Data Analytics and Mining : Platforms for Real-Time Applications

doi:10.1201/9781003199403-5

ABSTRACT

The proliferation of the internet and advancement in technology have prompted the generation of humongous amounts of data at breakneck speeds from multitudinous sources such as IoT devices, clickstreams, social media, video surveillance systems, and various kinds of sensors. Such kind of data updates with high frequency and loses its value and relevance in a brief timeframe. Therefore, it becomes imperative to process and analyze such data on-the-fly enabling time-critical decision making in numerous applications. Real-time querying and big data streams are the new requirements.
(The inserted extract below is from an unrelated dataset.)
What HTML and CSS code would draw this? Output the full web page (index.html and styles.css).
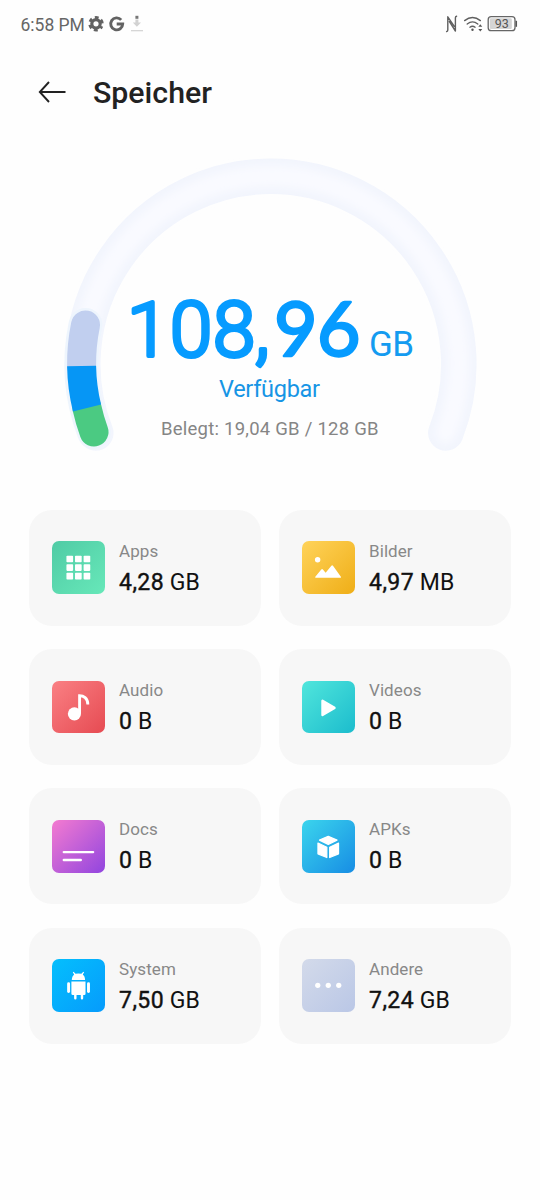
FILE: index.html
```html
<!DOCTYPE html>
<html lang="de">
<head>
<meta charset="utf-8">
<title>Speicher</title>
<link rel="stylesheet" href="styles.css">
</head>
<body>
<div class="status">
  <span class="clock">6:58 PM</span>
  <svg class="status-left" width="60" height="20" viewBox="0 0 60 20">
    <g fill="none" stroke="#626262">
      <circle cx="9" cy="9.8" r="4.2" stroke-width="3.2"/>
      <circle cx="9" cy="9.8" r="6.3" stroke-width="2.8" stroke-dasharray="3.6 2.997" stroke-dashoffset="1.8" transform="rotate(30 9 9.8)"/>
      <path d="M34.2 5.9A6 6 0 1 0 35.7 10H29.7" stroke-width="2.9"/>
    </g>
    <path d="M48.4 1.8h3v3h-3z" fill="#777"/>
    <path d="M48.4 5.5h3v3h2.6l-4.1 4.3-4.1-4.3h2.6z" fill="#d2d2d2"/>
    <path d="M44 16.7h12" stroke="#d2d2d2" stroke-width="1.2"/>
  </svg>
  <svg class="status-right" width="74" height="24" viewBox="0 0 74 24">
    <g fill="none" stroke="#5f5f5f" stroke-linecap="round">
      <path d="M1.6 19.6q1.2-.3 1.2-1.6V4.8L9.3 14.4M11.6 4.2q-1.2.3-1.2 1.6V19L4.4 9.6" stroke-width="1.4" stroke-linejoin="round"/>
      <path d="M19.6 8.6q7.9-6.3 15.8 0M22.2 12q5.3-4.2 10.6 0M24.9 15.2q2.6-2 5.2 0" stroke-width="1.35"/>
    </g>
    <circle cx="27.5" cy="17.7" r="1.2" fill="#555"/>
    <path d="M33.3 14.7l2-2.5 2 2.5zM33.3 17l2 2.5 2-2.5z" fill="#555"/>
    <rect x="43.2" y="4.7" width="26.8" height="14" rx="3" fill="#fff" stroke="#666" stroke-width="1.3"/>
    <rect x="44.8" y="6.3" width="22" height="10.8" rx="1.3" fill="#d5d5d5"/>
    <path d="M71.3 8.8v6" stroke="#555" stroke-width="1.5"/>
    <text class="battery" x="49.7" y="16.1">93</text>
  </svg>
</div>
<header class="header">
  <svg width="28" height="22" viewBox="0 0 28 22" fill="none" stroke="#222" stroke-width="1.9"><path d="M27.5 11H1.8M11 1L1.8 11l9.2 10"/></svg>
  <h1 class="title">Speicher</h1>
</header>
<svg class="gauge" width="540" height="340" viewBox="0 130 540 340">
  <defs>
    <filter id="soft" x="-10%" y="-10%" width="120%" height="120%"><feGaussianBlur stdDeviation="4"/></filter>
  </defs>
  <g fill="none" stroke-linecap="round">
    <path d="M95.8 433A188 188 0 1 1 445.8 433" stroke="#f2f5fd" stroke-width="35.5"/>
    <path d="M95.8 433A188 188 0 1 1 445.8 433" stroke="#f9faff" stroke-width="21" filter="url(#soft)"/>
    <path d="M94 432A189.5 189.5 0 0 1 85.5 325" stroke="#eef5fd" stroke-width="34"/>
    <path d="M81.6 366A189.5 189.5 0 0 1 85.5 325" stroke="#c1cfef" stroke-width="29"/>
    <path d="M94 432A189.5 189.5 0 0 1 87 408" stroke="#4bca82" stroke-width="29"/>
    <path d="M87 408A189.5 189.5 0 0 1 81.6 366" stroke="#0696f5" stroke-width="29" stroke-linecap="butt"/>
  </g>
  <text class="free-number" y="355.5" x="127 170 213 255 274 317">108,<tspan class="slanted">96</tspan></text>
  <text class="free-unit" x="369" y="356" textLength="45">GB</text>
  <text class="free-label" x="219" y="397" textLength="101">Verfügbar</text>
  <text class="used" x="161" y="435" textLength="217.5">Belegt: 19,04 GB / 128 GB</text>
</svg>
<main class="grid">
  <section class="card">
    <svg class="icon apps" viewBox="0 0 52 52" fill="#fff"><rect x="14.3" y="14.5" width="6.6" height="6.6" rx=".8"/><rect x="22.8" y="14.5" width="6.6" height="6.6" rx=".8"/><rect x="31.3" y="14.5" width="6.6" height="6.6" rx=".8"/><rect x="14.3" y="23" width="6.6" height="6.6" rx=".8"/><rect x="22.8" y="23" width="6.6" height="6.6" rx=".8"/><rect x="31.3" y="23" width="6.6" height="6.6" rx=".8"/><rect x="14.3" y="31.5" width="6.6" height="6.6" rx=".8"/><rect x="22.8" y="31.5" width="6.6" height="6.6" rx=".8"/><rect x="31.3" y="31.5" width="6.6" height="6.6" rx=".8"/></svg>
    <div><div class="label">Apps</div><div class="value"><b>4,28</b> GB</div></div>
  </section>
  <section class="card">
    <svg class="icon images" viewBox="0 0 52 52" fill="#fff"><circle cx="15.5" cy="18.5" r="2.7"/><path d="M13.7 36.5q-1.2 0-.5-1l5.9-7.2q.8-.9 1.6 0l2.7 3.1 5.7-6.9q.8-.9 1.6 0l7.8 11q.6 1-.6 1z"/></svg>
    <div><div class="label">Bilder</div><div class="value"><b>4,97</b> MB</div></div>
  </section>
  <section class="card">
    <svg class="icon audio" viewBox="0 0 52 52"><circle cx="22.2" cy="32.5" r="6.5" fill="#fff"/><path d="M27.3 32.5V14.4C31 14.4 35.6 17 35.5 23.2" fill="none" stroke="#fff" stroke-width="2.8"/></svg>
    <div><div class="label">Audio</div><div class="value"><b>0</b> B</div></div>
  </section>
  <section class="card">
    <svg class="icon videos" viewBox="0 0 52 52"><path d="M20.3 19.7v13.9L32.2 26.6z" fill="#fff" stroke="#fff" stroke-width="2.4" stroke-linejoin="round"/></svg>
    <div><div class="label">Videos</div><div class="value"><b>0</b> B</div></div>
  </section>
  <section class="card">
    <svg class="icon docs" viewBox="0 0 52 52"><path d="M11.7 31.8h29M11.7 39.6h16.8" stroke="#fff" stroke-width="2.4" stroke-linecap="round"/></svg>
    <div><div class="label">Docs</div><div class="value"><b>0</b> B</div></div>
  </section>
  <section class="card">
    <svg class="icon apks" viewBox="0 0 52 52" fill="#fff" stroke="#fff" stroke-width="1.2" stroke-linejoin="round"><path d="M26 16.2l8.7 3.7L26 24.1l-8.7-4.2zM15.8 22.8l8.8 4.2v10.2l-8.8-3.7zM36.2 22.8L27.4 27v10.2l8.8-3.7z"/></svg>
    <div><div class="label">APKs</div><div class="value"><b>0</b> B</div></div>
  </section>
  <section class="card">
    <svg class="icon system" viewBox="0 0 52 52" fill="#fff"><path d="M19.6 20.9c0-3 1.3-4.6 2.3-5.6l-1.3-2.1.8-.6 1.9 1.9q2.9-.5 5.8 0l1.9-1.9.8.6-1.3 2.1c1.2 1 2.3 2.6 2.3 5.6z"/><path d="M19.2 22.2h14v12.3q0 1.2-1.2 1.2h-1.1v3.2q0 1.2-1.2 1.2t-1.2-1.2v-3.2h-4.2v3.2q0 1.2-1.2 1.2t-1.2-1.2v-3.2h-1.2q-1.5 0-1.5-1.2z"/><rect x="15" y="23" width="2.9" height="10.6" rx="1.4"/><rect x="34.7" y="23" width="2.9" height="10.6" rx="1.4"/></svg>
    <div><div class="label">System</div><div class="value"><b>7,50</b> GB</div></div>
  </section>
  <section class="card">
    <svg class="icon other" viewBox="0 0 52 52" fill="#fff"><circle cx="15.6" cy="26" r="2.6"/><circle cx="26" cy="26" r="2.6"/><circle cx="36.4" cy="26" r="2.6"/></svg>
    <div><div class="label">Andere</div><div class="value"><b>7,24</b> GB</div></div>
  </section>
</main>
</body>
</html>
```
FILE: styles.css
```css
* { box-sizing: border-box; }
body {
  margin: 0;
  width: 540px;
  height: 1200px;
  overflow: hidden;
  background: #fefefe;
  font-family: Roboto, sans-serif;
  color: #111;
}
svg { display: block; flex: none; }
.status {
  display: flex;
  align-items: flex-start;
  height: 48px;
  padding: 12px 21px 0 20.5px;
}
.clock { width: 66.5px; font-size: 17.5px; line-height: 26px; color: #666; white-space: nowrap; }
.status-left { margin-top: 2px; }
.status-right { margin-left: auto; }
.battery { font-family: Roboto, sans-serif; font-size: 12.5px; fill: #555; }
.header {
  display: flex;
  align-items: center;
  gap: 27px;
  height: 82px;
  padding: 0 38px;
}
.header svg { margin-top: 5px; }
.title { margin: 8px 0 0; font-size: 30.3px; font-weight: 500; line-height: 40px; color: #222; }
.gauge { font-family: Roboto, sans-serif; }
.free-number {
  font-size: 76px;
  font-weight: 300;
  fill: #069bff;
  stroke: #069bff;
  stroke-width: 4px;
  stroke-linejoin: round;
}
.slanted { font-family: Lato, Roboto, sans-serif; font-weight: 400; font-size: 75px; stroke-width: 2.4px; }
.free-unit { font-size: 35px; fill: #149bf0; }
.free-label { font-size: 23.5px; fill: #1695e5; }
.used { font-size: 18.5px; fill: #858585; }
.grid {
  display: grid;
  grid-template-columns: 232px 232px;
  grid-auto-rows: 116px;
  gap: 23.4px 18px;
  padding: 39.5px 29px 0;
}
.card {
  display: flex;
  align-items: center;
  gap: 14.5px;
  padding-left: 23px;
  border-radius: 23px;
  background: #f7f7f7;
}
.icon { width: 52.5px; height: 52.5px; border-radius: 7px; }
.label { font-size: 17px; line-height: 22px; color: #888; letter-spacing: .08px; }
.value { margin-top: 8px; font-size: 23px; line-height: 26px; white-space: nowrap; }
.value b { font-weight: 400; letter-spacing: .45px; -webkit-text-stroke: .4px #111; }
.apps { background: linear-gradient(135deg, #50cba5, #67e8b9); }
.images { background: linear-gradient(135deg, #ffd35a, #efae17); }
.audio { background: linear-gradient(135deg, #fa8084, #e64b52); }
.videos { background: linear-gradient(135deg, #50e6dc, #1cbccd); }
.docs { background: linear-gradient(135deg, #f47bd0, #9145df); }
.apks { background: linear-gradient(135deg, #3bd5ed, #178de4); }
.system { background: linear-gradient(135deg, #04bffd, #069bfc); }
.other { background: linear-gradient(135deg, #d3daea, #bac7e6); }
```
The earlier batch processing frameworks such as Hadoop endow valuable insight into what has happened in the past but aren’t able to deal with what is happening currently. Due to slower response time and high latency, it isn’t completely suitable to handle the dynamic real-time data; furthermore, the ability to make the right decisions and take proper actions at the opportune time can’t be achieved. Hence, we need additional tools to cope with these new demands. This chapter covers new technologies such as in-memory computing and stream processing, and a brief overview of real-time architectures is also presented. This chapter discusses the state-of-the-art real-time analytics platforms such as Apache Storm, Apache Spark, Apache Flink, and so on that can be applied to real-time applications, and finally this chapter concludes with the comparison of these platforms based on various essential features such as latency, throughput, delivery guarantees, and so on that can help in choosing a particular platform for certain applications.